Welcome to Extremistan! Why some things cannot be predicted and what that means for your strategy

In an earlier post about forecasting, I mentioned the work by Nassim Taleb on the concept of black swan. In his remarkable book, “The Black Swan”, Taleb describes at length the characteristics of environments that can be subject to black swans (unforeseeable, high-impact events).

When we make a forecast, we usually explicitly or implicitly base it on an assumption of continuity in a statistical series. For example, a company building its sales forecast for next year considers past sales, estimates a trend based on these sales, makes some adjustments based on current circumstances and then generates a sales forecast.  The hypothesis (or rather assumption, as it is rarely explicit) in this process is that each additional year is not fundamentally different from the previous years. In other words, the distribution of possible values for next year’s sales is Gaussian (or “normal”): the probability that sales are the same is very high; the probability of an extreme variation (doubling or dropping to zero) is very low. In fact, the higher the envisaged variation, the lower the probability that such variation will occur.  As a result, it is reasonable to discard extreme values in the forecasts:  no marketing director is working on an assumption of sales dropping to zero.
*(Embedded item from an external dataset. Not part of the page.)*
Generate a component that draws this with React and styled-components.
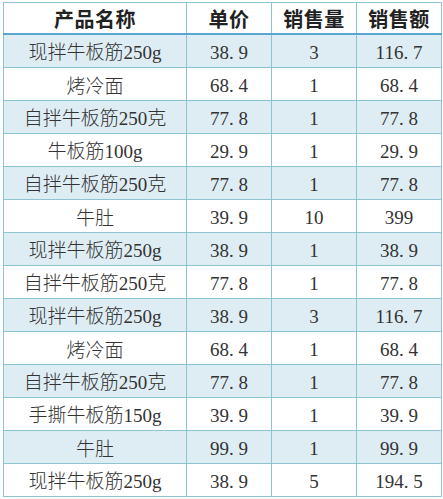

Now, the assumption that a Gaussian-shaped curve’s fit with a potential distribution of outcomes will be the best fit is just that: an assumption.  It is based simply on observation of the past. Never before have our sales dropped by 20%, 50% let alone 100%. 10, 20 or 30 years of data can confirm this (observation of the past on a large number of data). But this is only an observation of the past, not a law of physics. Now, if we reason theoretically, not historically, on sales trends, we must recognize that there are many situations in which sales can vary widely. A sudden boycott of our products, for example (Danish dairy products in the Middle East after the Muhammad cartoons), a tidal wave in Japan, which deprives us of an essential supplier, a technological breakthrough that makes our products obsolete (NCR in 1971), the collapse of the Euro, etc. Suddenly deprived of oxygen, our sales are collapsing.
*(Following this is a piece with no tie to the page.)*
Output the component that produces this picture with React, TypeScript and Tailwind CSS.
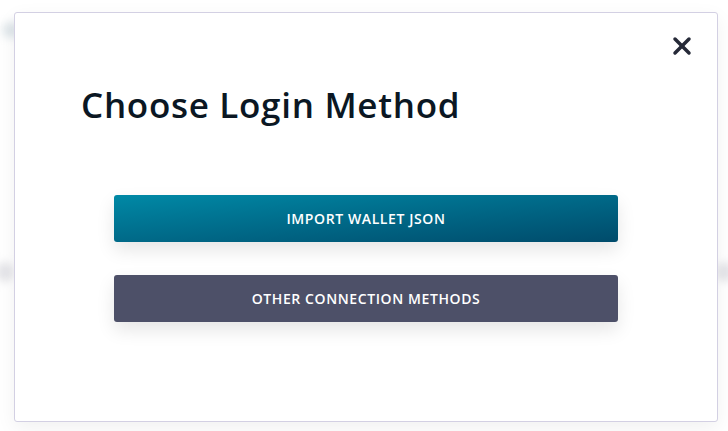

This is the black swan.  The reason is simple: sales, like many statistical series, do not follow a Gaussian distribution. The probability of a large variation may be relatively low, but the reality is that in fact it cannot be calculated, because the distribution is unknown and cannot be estimated (this is what economist Frank Knight calls true uncertainty). We can thus be in a year in which the extreme value radically changes the historical distribution. We are in the domain of “fat tails”, ie unlike normally distributed series, high values can have a high probability of occurring. For example, in finance, Taleb noted that 99% of the total variation in the value of portfolios of derivatives between 1988 and 2008 (20 years) occurred in one day, when the European Monetary System collapsed in 1992. Taleb calls environments prone to black swans “Extremistan”.

Extremistan is the area in which a value can change dramatically the sheer scale of the distribution (mean, standard deviation). For example, if you take 10 people and calculate the average of their wealth, it is very likely that if you add a 11th person, the new average will be very different. If you add Bill Gates, a billionaire, the average literally explodes to the point that the other values become negligible, and the standard deviation also explodes. If you do the test at the Davos summit, the standard deviation will be lower. If, on the contrary, you measure the average height of your subjects, adding a new subject will only change slightly the calculated average. The height, in contrast to the wealth, belongs to Mediocristan, the universe of small variations of standard deviation.

Taleb gives another example to explain the phenomenon, that of the turkey. Every day, the farmer takes care of the turkey: he feeds it, pampers it, and ensures its good health. For the turkey, everything is getting better by the day. Every day confirms the feeling that the farmer wants the good of the turkey, and this feeling is based on a statistical series that is longer and longer, with a clear trend: a steady improvement in the variable “weight”, which equals “living conditions”. Tomorrow will be better than today, which is invariably confirmed the next day. One day in late November, the situation changes radically, and the variable “living conditions” drops to zero, completely upsetting the trend of the series. Black swan for the turkey, Thanksgiving has arrived. This example may be funny (except for the turkey) unless when you realize that most of financial experts think just like turkeys. The U.S. real estate has always increased in value, so it will do forever. The Tunisian regime has always been stable, so it always will be. We use Gaussian reasoning in environments that are not Gaussian. We believe we live in Mediocristan while in fact we live mostly in Extremistan.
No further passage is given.